Son répertoire musical est d’une grande richesse, qui va de la musique folk au jazz en passant par les spirituals. Sorti en 1956, son premier album Odetta Sings Ballads and Blues inspirera trois générations de chevelu.e.s, de jazzeux, de Black Panters et autres révolutionnaires. Dès ce premier album, Odetta influence bon nombre d’artistes parmi lesquel.le.s Bob Dylan, Joan Baez, Janis Joplin, Harry Belafonte, Bruce Springsteen, etc. Sans oublier Rosa Parks, figure emblématique de la lutte contre la ségrégation raciale aux Etats-Unis, qui est alors sa fan numéro un!

«Si seulement on pouvait avoir la certitude que, tous les cinquante ans, une voix comme cela d’Odetta allait apparaître, les siècles passeraient si rapidement et sans peine qu’on ne ferait plus attention au temps qui passe», Maya Angelou

L’héritage d’Odetta est immense: Harry Belafonte la cite comme «l’influence clé de sa carrière musicale». Bob Dylan note dans son journal: «la première chose qui m’a dirigé vers la folk music est Odetta: j’ai écouté un de ses albums dans un magasin de disques et j’ai couru m’acheter une guitare acoustique. Son disque était totalement vital et personnel, et j’en ai appris tous les morceaux». Pour Joan Baez:«Odetta était une déesse dont la passion m’a touchée». Janis Joplin a passé son adolescence à l’écouter, et l’a imitée à ses débuts. La poétesse Maya Angelou dit à son sujet: «Si seulement on pouvait avoir la certitude que, tous les cinquante ans, une voix comme cela d’Odetta allait apparaître, les siècles passeraient si rapidement et sans peine qu’on ne ferait plus attention au temps qui passe». John Waters a mentionné Odetta comme inspiration beatnik pour l’écriture de son film Hairspray, et la chanteuse Carly Simon de la citer comme une influence majeure reconnaît avoir eu les jambes flageolantes quand elle l’a rencontrée un jour dans Greenwich Village (New York).

Légende incontestée du répertoire folk, Odetta a laissé des titres qui continuent d’émouvoir le monde entier comme Sometimes I Fell Like A Motherless Child, qui figure dans la playlist de cette édition. D’une pureté saisissante, sa voix résonne encore comme l’une des plus belles de sa génération. Véritable incarnation de la liberté, Odetta illumine chacune de ses interprétations de son aura et de sa voix, qui reste gravée dans l’histoire de la musique.

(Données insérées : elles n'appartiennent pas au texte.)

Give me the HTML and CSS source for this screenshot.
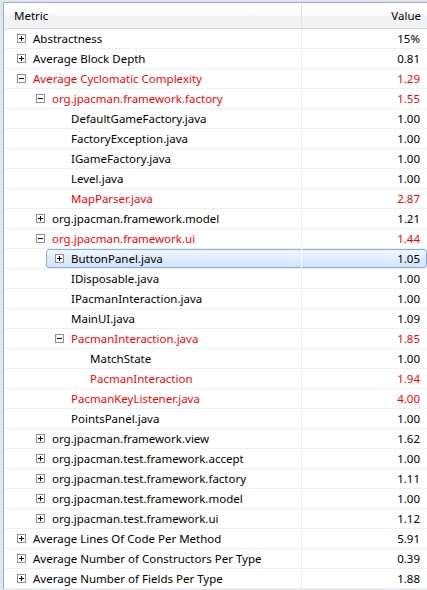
FILE: index.html
```html
<!DOCTYPE html>
<html>
<head>
<meta charset="utf-8">
<link rel="stylesheet" href="styles.css">
</head>
<body>
<div class="view">
  <div class="header">
    <div class="h-metric">Metric</div>
    <div class="h-value">Value</div>
  </div>
  <div class="tree">
    <div class="row l0"><div class="name"><span class="exp plus"></span><span>Abstractness</span></div><div class="val">15%</div></div>
    <div class="row l0"><div class="name"><span class="exp plus"></span><span>Average Block Depth</span></div><div class="val">0.81</div></div>
    <div class="row l0 red"><div class="name"><span class="exp minus"></span><span>Average Cyclomatic Complexity</span></div><div class="val">1.29</div></div>
    <div class="row l1 red"><div class="name"><span class="exp minus"></span><span>org.jpacman.framework.factory</span></div><div class="val">1.55</div></div>
    <div class="row l2"><div class="name"><span class="exp"></span><span>DefaultGameFactory.java</span></div><div class="val">1.00</div></div>
    <div class="row l2"><div class="name"><span class="exp"></span><span>FactoryException.java</span></div><div class="val">1.00</div></div>
    <div class="row l2"><div class="name"><span class="exp"></span><span>IGameFactory.java</span></div><div class="val">1.00</div></div>
    <div class="row l2"><div class="name"><span class="exp"></span><span>Level.java</span></div><div class="val">1.00</div></div>
    <div class="row l2 red"><div class="name"><span class="exp"></span><span>MapParser.java</span></div><div class="val">2.87</div></div>
    <div class="row l1"><div class="name"><span class="exp plus"></span><span>org.jpacman.framework.model</span></div><div class="val">1.21</div></div>
    <div class="row l1 red"><div class="name"><span class="exp minus"></span><span>org.jpacman.framework.ui</span></div><div class="val">1.44</div></div>
    <div class="row l2 selected"><div class="name"><span class="exp plus"></span><span>ButtonPanel.java</span></div><div class="val">1.05</div></div>
    <div class="row l2"><div class="name"><span class="exp"></span><span>IDisposable.java</span></div><div class="val">1.00</div></div>
    <div class="row l2"><div class="name"><span class="exp"></span><span>IPacmanInteraction.java</span></div><div class="val">1.00</div></div>
    <div class="row l2"><div class="name"><span class="exp"></span><span>MainUI.java</span></div><div class="val">1.09</div></div>
    <div class="row l2 red"><div class="name"><span class="exp minus"></span><span>PacmanInteraction.java</span></div><div class="val">1.85</div></div>
    <div class="row l3"><div class="name"><span class="exp"></span><span>MatchState</span></div><div class="val">1.00</div></div>
    <div class="row l3 red"><div class="name"><span class="exp"></span><span>PacmanInteraction</span></div><div class="val">1.94</div></div>
    <div class="row l2 red"><div class="name"><span class="exp"></span><span>PacmanKeyListener.java</span></div><div class="val">4.00</div></div>
    <div class="row l2"><div class="name"><span class="exp"></span><span>PointsPanel.java</span></div><div class="val">1.00</div></div>
    <div class="row l1"><div class="name"><span class="exp plus"></span><span>org.jpacman.framework.view</span></div><div class="val">1.62</div></div>
    <div class="row l1"><div class="name"><span class="exp plus"></span><span>org.jpacman.test.framework.accept</span></div><div class="val">1.00</div></div>
    <div class="row l1"><div class="name"><span class="exp plus"></span><span>org.jpacman.test.framework.factory</span></div><div class="val">1.11</div></div>
    <div class="row l1"><div class="name"><span class="exp plus"></span><span>org.jpacman.test.framework.model</span></div><div class="val">1.00</div></div>
    <div class="row l1"><div class="name"><span class="exp plus"></span><span>org.jpacman.test.framework.ui</span></div><div class="val">1.12</div></div>
    <div class="row l0"><div class="name"><span class="exp plus"></span><span>Average Lines Of Code Per Method</span></div><div class="val">5.91</div></div>
    <div class="row l0"><div class="name"><span class="exp plus"></span><span>Average Number of Constructors Per Type</span></div><div class="val">0.39</div></div>
    <div class="row l0"><div class="name"><span class="exp plus"></span><span>Average Number of Fields Per Type</span></div><div class="val">1.88</div></div>
  </div>
</div>
</body>
</html>
```

FILE: styles.css
```css
html, body {
  margin: 0;
  padding: 0;
}
* {
  box-sizing: border-box;
}
body {
  background: #dfe6f1;
  font-family: "Noto Sans", "Open Sans", sans-serif;
  font-size: 11.5px;
  color: #000;
  width: 427px;
  height: 590px;
  overflow: hidden;
}
.view {
  margin: 2px 0 0 3px;
  border-top: 1px solid #a3aab4;
  border-left: 1px solid #a3aab4;
  background: #fff;
  height: 587px;
  overflow: hidden;
}
.header {
  display: flex;
  height: 26px;
  border-bottom: 1px solid #d5d5d5;
  background: linear-gradient(#ffffff 0%, #fbfbfc 45%, #f1f2f4 55%, #f3f4f5 100%);
}
.h-metric {
  width: 298px;
  padding-left: 10px;
  line-height: 25px;
  border-right: 1px solid #e3e3e3;
}
.h-value {
  flex: 1;
  text-align: right;
  padding-right: 6px;
  line-height: 25px;
}
.row {
  position: relative;
  display: flex;
  height: 20px;
  border-bottom: 1px solid #f0f0f0;
  line-height: 19px;
  white-space: nowrap;
}
.row .name {
  position: relative;
  width: 298px;
  border-right: 1px solid #f0f0f0;
  display: flex;
  align-items: center;
  overflow: hidden;
}
.row .val {
  position: relative;
  flex: 1;
  text-align: right;
  padding-right: 7px;
}
.l0 .name { padding-left: 13px; }
.l1 .name { padding-left: 32px; }
.l2 .name { padding-left: 51px; }
.l3 .name { padding-left: 70px; }
.red { color: #ff0000; }
.exp {
  flex: none;
  width: 9px;
  height: 9px;
  margin-right: 7px;
  position: relative;
}
.exp.plus, .exp.minus {
  border: 1px solid #919191;
  background: #fff;
}
.exp.plus::before, .exp.minus::before {
  content: "";
  position: absolute;
  left: 1px;
  top: 3px;
  width: 5px;
  height: 1px;
  background: #000;
}
.exp.plus::after {
  content: "";
  position: absolute;
  left: 3px;
  top: 1px;
  width: 1px;
  height: 5px;
  background: #000;
}
.selected::before {
  content: "";
  position: absolute;
  left: 42px;
  right: 0;
  top: 0;
  bottom: 0;
  border: 1px solid #84acdd;
  border-radius: 3px;
  background: linear-gradient(#eef5fe, #d1e4fb);
}
.selected .name { border-right-color: #f4f8fe; }
```
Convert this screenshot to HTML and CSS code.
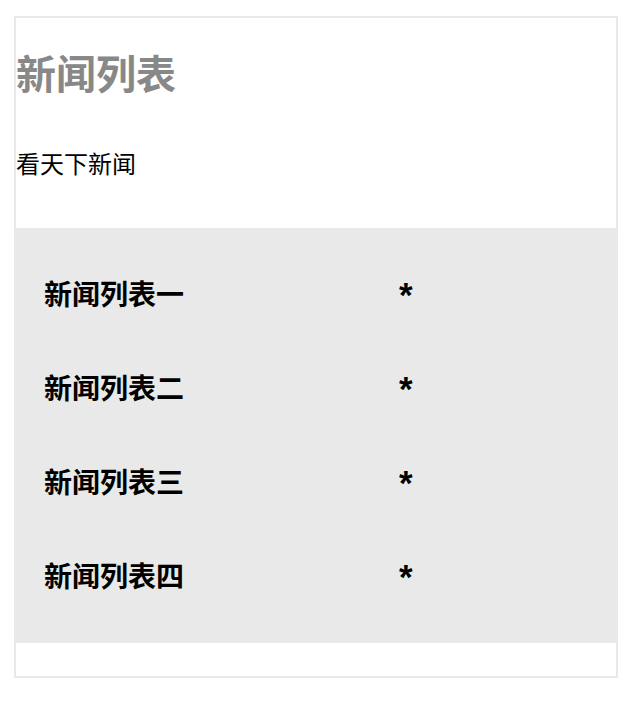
FILE: index.html
```html
<!DOCTYPE html>
<html lang="zh-CN">
<head>
<meta charset="utf-8">
<title>新闻列表</title>
<link rel="stylesheet" href="styles.css">
</head>
<body>
<div class="box">
  <h1 class="title">新闻列表</h1>
  <p class="sub">看天下新闻</p>
  <ul class="list">
    <li class="item"><span class="name">新闻列表一</span><span class="star">*</span></li>
    <li class="item"><span class="name">新闻列表二</span><span class="star">*</span></li>
    <li class="item"><span class="name">新闻列表三</span><span class="star">*</span></li>
    <li class="item"><span class="name">新闻列表四</span><span class="star">*</span></li>
  </ul>
  <div class="foot"></div>
</div>
</body>
</html>
```

FILE: styles.css
```css
html, body {
  margin: 0;
  padding: 0;
  background: #ffffff;
}
body {
  font-family: "Noto Sans CJK SC", "Liberation Sans", sans-serif;
  color: #000;
}
.box {
  margin: 16px 18px 0 14px;
  width: 600px;
  border: 2px solid #e8e8e8;
  background: #fff;
}
.title {
  margin: 30px 0 0 0;
  font-size: 40px;
  line-height: 48px;
  font-weight: bold;
  color: #888888;
}
.sub {
  margin: 51px 0 49px 0;
  font-size: 24px;
  line-height: 32px;
}
.list {
  list-style: none;
  margin: 0 -2px;
  padding: 18px 0 21px 0;
  background: #e9e9e9;
}
.item {
  display: grid;
  grid-template-columns: 355px auto;
  align-items: center;
  height: 94px;
  padding-left: 30px;
  font-size: 28px;
  font-weight: bold;
  line-height: 40px;
}
.star {
  font-family: "Liberation Sans", sans-serif;
  font-weight: bold;
  font-size: 35px;
  line-height: 40px;
  position: relative;
  top: 2px;
}
.foot {
  height: 33px;
}
```
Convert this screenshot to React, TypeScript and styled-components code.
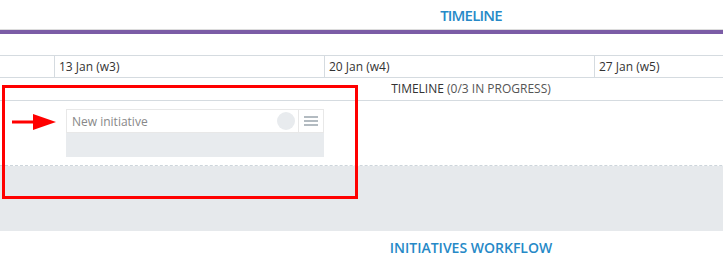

Cette immense artiste nous a laissé des dizaines d’albums, dont Odetta Sings Ballads and Blues (1956), Ballads for Americans and Others American ballads (1960), Sometimes I Feel Like Cryin’ (1962) réalisés en studio, des albums live avec Odetta At Carnegie Hall (1960), The Best Of Harlem / Its Impossible, (1976), ou encore une compilation The Best of Odetta (1967), etc. Ce n’est pas fini. Dès 1959, elle apparaît au Newport Folk Festival. Puis elle reçoit en 1998, en qualité d’activiste pour les droits civiques, le War Resisters League Peace Award, le prix pour la paix de la Ligue des résistants à la guerre. Cinq ans plus tard, elle est nommée «légende vivante de la bibliothèque du Congrès».

Odetta doit chanter le 20 janvier 2009 pour la première investiture de Barack Obama à la Maison-Blanche, où elle est conviée. Mais son cœur la lâche quelques semaines avant son 78e anniversaire. Elle rend son dernier souffle à New York le 2 décembre 2008, mais sa voix, elle, ne s’éteint pas. En 2011, Time Magazine classe son titre Take This Hammer parmi les 100 plus grandes chansons populaires américaines. Cette année 2023 la voit consacrée comme l’une des 200 voix de tous les temps par le magazine Rolling Stone.